Seek out every line containing the word "with", and copy each.

○ ○ ○ ○

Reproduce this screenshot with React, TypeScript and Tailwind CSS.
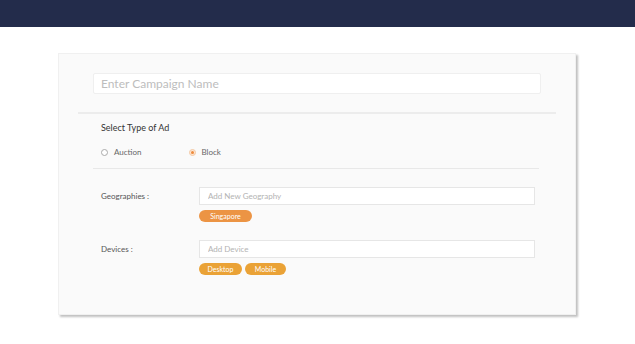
import React from 'react'

const font = { fontFamily: 'Lato, "Open Sans", sans-serif' }

function Radio({ label, checked }: { label: string; checked?: boolean }) {
  return (
    <label className="flex items-center gap-[6px] text-[8px] text-[#666]">
      {checked ? (
        <span className="w-[7px] h-[7px] rounded-full border border-[#f3c9a5] bg-[#fde6d3] flex items-center justify-center">
          <span className="w-[3px] h-[3px] rounded-full bg-[#ee8a3c]" />
        </span>
      ) : (
        <span className="w-[7px] h-[7px] rounded-full border border-[#aaa] bg-white" />
      )}
      {label}
    </label>
  )
}

function Chip({ text, color, w }: { text: string; color: string; w: string }) {
  return (
    <span className={`h-[12px] rounded-full text-[7px] text-white flex items-center justify-center ${w} ${color}`}>
      {text}
    </span>
  )
}

function FieldRow({ label, placeholder, chips }: { label: string; placeholder: string; chips: React.ReactNode }) {
  return (
    <div className="flex pl-[42px]">
      <div className="w-[98px] h-[18px] flex items-center text-[8px] text-[#555]">{label}</div>
      <div className="flex flex-col">
        <input
          placeholder={placeholder}
          className="block w-[336px] h-[18px] bg-white border border-[#e6e6e6] px-[8px] text-[8px] placeholder:text-[#b3b3b3] outline-none"
        />
        <div className="flex gap-[3px] mt-[5px]">{chips}</div>
      </div>
    </div>
  )
}

export default function App() {
  return (
    <div className="w-[635px] h-[344px] bg-white" style={font}>
      <div className="h-[27px] bg-[#232c4b]" />
      <div className="ml-[58px] mt-[26px] w-[518px] h-[262px] bg-[#fafafa] border border-[#f0f0f0] shadow-[2px_2px_2px_rgba(0,0,0,0.25)]">
        <div className="px-[34px] pt-[19px]">
          <input
            placeholder="Enter Campaign Name"
            className="block w-full h-[21px] bg-white border border-[#efefef] rounded-[2px] px-[7px] text-[12px] placeholder:text-[#bdbdbd] outline-none"
          />
        </div>
        <div className="mx-[19px] mt-[18px] h-[2px] bg-[#ececec]" />
        <div className="pl-[42px] mt-[8px] h-[12px] flex items-center text-[9px] text-[#333]">Select Type of Ad</div>
        <div className="pl-[42px] mt-[12px] flex gap-[47px]">
          <Radio label="Auction" />
          <Radio label="Block" checked />
        </div>
        <div className="ml-[34px] mr-[36px] mt-[10px] h-px bg-[#e8e8e8]" />
        <div className="mt-[18px] flex flex-col gap-[18px]">
          <FieldRow
            label="Geographies :"
            placeholder="Add New Geography"
            chips={<Chip text="Singapore" color="bg-[#ec9444]" w="w-[53px]" />}
          />
          <FieldRow
            label="Devices :"
            placeholder="Add Device"
            chips={
              <>
                <Chip text="Desktop" color="bg-[#eaa236]" w="w-[43px]" />
                <Chip text="Mobile" color="bg-[#eaa236]" w="w-[41px]" />
              </>
            }
          />
        </div>
      </div>
    </div>
  )
}
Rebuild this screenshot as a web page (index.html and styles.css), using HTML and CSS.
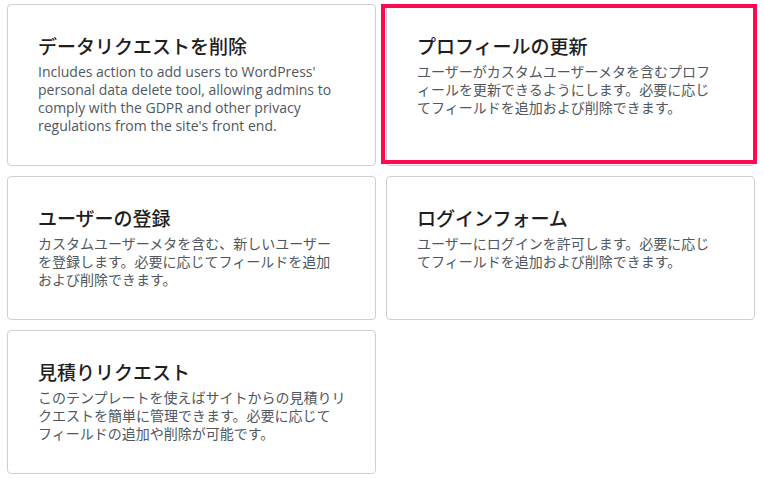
FILE: index.html
```html
<!DOCTYPE html>
<html lang="ja">
<head>
<meta charset="utf-8">
<title>Templates</title>
<link rel="stylesheet" href="styles.css">
</head>
<body>
<div class="grid">
  <div class="card">
    <h2 class="title">データリクエストを削除</h2>
    <p class="desc">Includes action to add users to WordPress' personal data delete tool, allowing admins to comply with the GDPR and other privacy regulations from the site's front end.</p>
  </div>
  <div class="card selected">
    <h2 class="title">プロフィールの更新</h2>
    <p class="desc">ユーザーがカスタムユーザーメタを含むプロフ<br>ィールを更新できるようにします。必要に応じ<br>てフィールドを追加および削除できます。</p>
    <div class="focus-ring"></div>
  </div>
  <div class="card">
    <h2 class="title">ユーザーの登録</h2>
    <p class="desc">カスタムユーザーメタを含む、新しいユーザー<br>を登録します。必要に応じてフィールドを追加<br>および削除できます。</p>
  </div>
  <div class="card">
    <h2 class="title">ログインフォーム</h2>
    <p class="desc">ユーザーにログインを許可します。必要に応じ<br>てフィールドを追加および削除できます。</p>
  </div>
  <div class="card">
    <h2 class="title">見積りリクエスト</h2>
    <p class="desc">このテンプレートを使えばサイトからの見積りリ<br>クエストを簡単に管理できます。必要に応じて<br>フィールドの追加や削除が可能です。</p>
  </div>
</div>
</body>
</html>
```
FILE: styles.css
```css
html, body {
  margin: 0;
  padding: 0;
  background: #ffffff;
}
body {
  font-family: "Open Sans", "Noto Sans CJK JP", sans-serif;
}
.grid {
  display: grid;
  grid-template-columns: 369px 369px;
  gap: 10px;
  padding: 4px 9px 0 7px;
}
.card {
  position: relative;
  border: 1px solid #cfcfcf;
  border-radius: 4px;
  padding: 30px 20px 30px 30px;
  background: #fff;
}
.title {
  margin: 0 0 4px 0;
  font-size: 19px;
  line-height: 24px;
  font-weight: 500;
  color: #1e1e1e;
}
.desc {
  margin: 0;
  font-size: 14px;
  line-height: 18px;
  color: #50575e;
}
.focus-ring {
  position: absolute;
  left: -6px;
  right: -3px;
  top: -1px;
  bottom: 1px;
  border: 4px solid #fb0a50;
  pointer-events: none;
}
```
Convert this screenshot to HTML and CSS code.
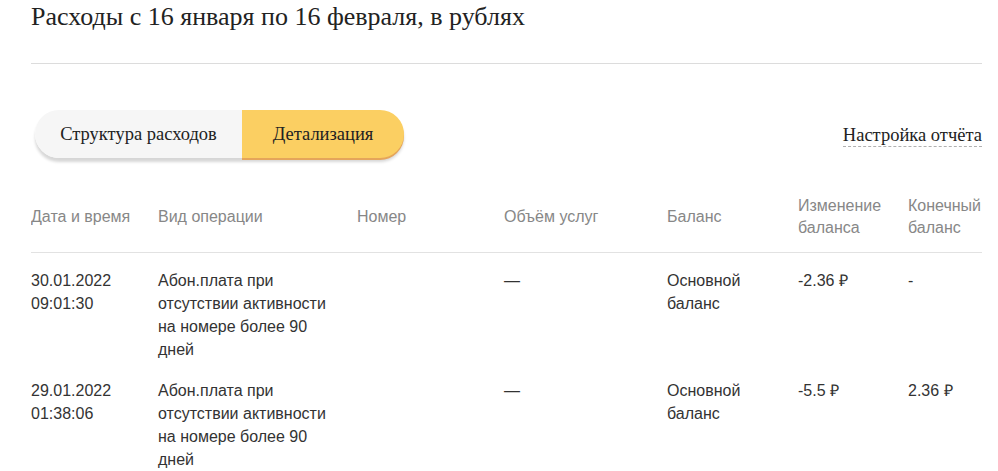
FILE: index.html
```html
<!DOCTYPE html>
<html lang="ru">
<head>
<meta charset="utf-8">
<link rel="stylesheet" href="styles.css">
</head>
<body>
<div class="page">
  <h1 class="title">Расходы с 16 января по 16 февраля, в рублях</h1>
  <div class="divider"></div>
  <div class="controls">
    <div class="toggle">
      <div class="tab tab-off">Структура расходов</div>
      <div class="tab tab-on">Детализация</div>
    </div>
    <span class="settings">Настройка отчёта</span>
  </div>
  <div class="table-wrap">
    <table class="details">
      <colgroup>
        <col class="c1"><col class="c2"><col class="c3"><col class="c4"><col class="c5"><col class="c6"><col class="c7">
      </colgroup>
      <thead>
        <tr>
          <th>Дата и время</th>
          <th>Вид операции</th>
          <th>Номер</th>
          <th>Объём услуг</th>
          <th>Баланс</th>
          <th>Изменение баланса</th>
          <th>Конечный баланс</th>
        </tr>
      </thead>
      <tbody>
        <tr>
          <td>30.01.2022 09:01:30</td>
          <td>Абон.плата при отсутствии активности на номере более 90 дней</td>
          <td></td>
          <td>—</td>
          <td>Основной баланс</td>
          <td>-2.36 ₽</td>
          <td>-</td>
        </tr>
        <tr>
          <td>29.01.2022 01:38:06</td>
          <td>Абон.плата при отсутствии активности на номере более 90 дней</td>
          <td></td>
          <td>—</td>
          <td>Основной баланс</td>
          <td>-5.5 ₽</td>
          <td>2.36 ₽</td>
        </tr>
      </tbody>
    </table>
  </div>
</div>
</body>
</html>
```

FILE: styles.css
```css
html, body {
  margin: 0;
  padding: 0;
  background: #fff;
}

.page {
  width: 951px;
  margin-left: 31px;
}

.title {
  margin: 0;
  padding-top: 1px;
  font-family: "Liberation Serif", serif;
  font-weight: normal;
  font-size: 26px;
  line-height: 31px;
  color: #222;
}

.divider {
  margin-top: 31px;
  height: 1px;
  background: #dcdcdc;
}

.controls {
  display: flex;
  align-items: center;
  justify-content: space-between;
  margin-top: 46px;
  padding-left: 4px;
}

.toggle {
  display: flex;
  border-radius: 24px;
  box-shadow: 0 4px 3px rgba(0, 0, 0, 0.16);
}

.tab {
  height: 48px;
  display: flex;
  align-items: center;
  font-family: "Liberation Serif", serif;
  font-size: 18.5px;
  color: #222;
}

.tab-off {
  width: 207px;
  justify-content: center;
  background: #f6f6f6;
  border-radius: 24px 0 0 24px;
}

.tab-on {
  width: 162px;
  justify-content: center;
  background: #fbcf62;
  border-radius: 0 24px 24px 0;
  box-shadow: 0 2px 0 #e5a55a;
}

.settings {
  font-family: "Liberation Serif", serif;
  font-size: 18.5px;
  color: #222;
  line-height: 21px;
  border-bottom: 1px dashed #b0b0b0;
  margin-top: 3px;
}

.table-wrap {
  margin-top: 24px;
  overflow: hidden;
}

.details {
  width: 1010px;
  table-layout: fixed;
  border-collapse: collapse;
  font-family: "Liberation Sans", Arial, sans-serif;
  font-size: 16px;
  line-height: 23px;
}

.c1 { width: 127px; }
.c2 { width: 199px; }
.c3 { width: 147px; }
.c4 { width: 163px; }
.c5 { width: 131px; }
.c6 { width: 110px; }
.c7 { width: 133px; }

.details th {
  text-align: left;
  font-weight: normal;
  color: #878787;
  padding: 13px 20px 13px 0;
  line-height: 22px;
  vertical-align: middle;
  height: 44px;
  border-bottom: 1px solid #e2e2e2;
}

.details td {
  text-align: left;
  vertical-align: top;
  color: #333;
  padding: 16px 20px 2px 0;
}
```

○ ○ ○ ○

## THE SOLUTION
Reproduce this screenshot with React, TypeScript and Tailwind CSS.
    <p class="desc">Includes action to add users to WordPress' personal data delete tool, allowing admins to comply with the GDPR and other privacy regulations from the site's front end.</p>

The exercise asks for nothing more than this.